2. The Freemium Model
The freemium model has been around for decades in retail. It’s the guy handing out bourbon chicken samples at the mall, or taking you on a test-drive at a car dealership, or spritzing you with cologne or perfume as you walk through a department store. But how do internet retailers get product into the hands of potential customers.
Easy, give it away for free.
Harry’s sells men’s shaving products, and began life as a pure e-commerce-only company. In order to get consumers to try their blades and butters, Harry’s gave them away for free. Just pay a mere $3 shipping, and you’d get a free trial set which included a razor and blade, foaming shave gel, and a travel blade cover. This was a costly strategy, but it worked. Harry’s has recently opened a brick and mortar location in NYC, and the company is now selling their products at Target.

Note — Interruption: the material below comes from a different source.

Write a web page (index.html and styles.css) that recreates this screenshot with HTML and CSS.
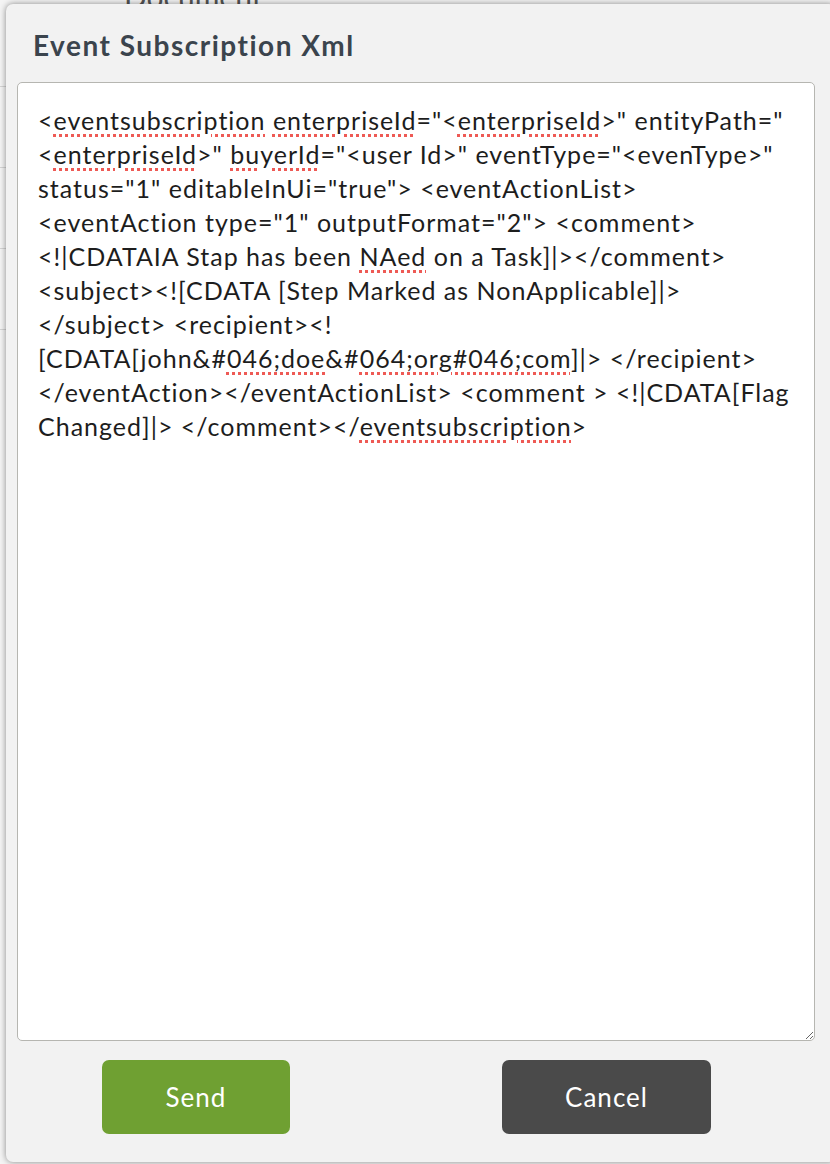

Another example of this strategy at work is The Honest Company, a baby products and personal care company started by Jessica Alba (Yes, that Jessica Alba.) The Honest Company offers free discovery kits for a low $5.95 shipping fee.
3. The virtual try-on
E-commerce companies are using Augmented Reality and Virtual Reality technology to build confidence in their customers and help them make a decision, while also cutting down on the expense of shipping. Home improvement
Warby Parker knew they needed to get glasses on consumers faces, a difficult proposition without retail stores, so they introduced the “virtual try-on.” Using the system, consumers could use their computer’s webcam to “try on” any pair of glasses available on the website. The ability to see the glasses on your face helped customers feel more confident in their decisions and comfortable with purchasing online. Note: Warby Parker has removed virtual try on from their site and is now pushing their home try-on option (free shipping of course).
Don’t need glasses, but you are shopping for some new clothes? Metail is an ecommerce site that developed a unique virtual try-on tool for clothing. The site asks you to create your own “MeModel” — a virtual model of yourself. A consumer can take any clothing item on the site and dress their MeModel. It helps build confidence and know what size to order.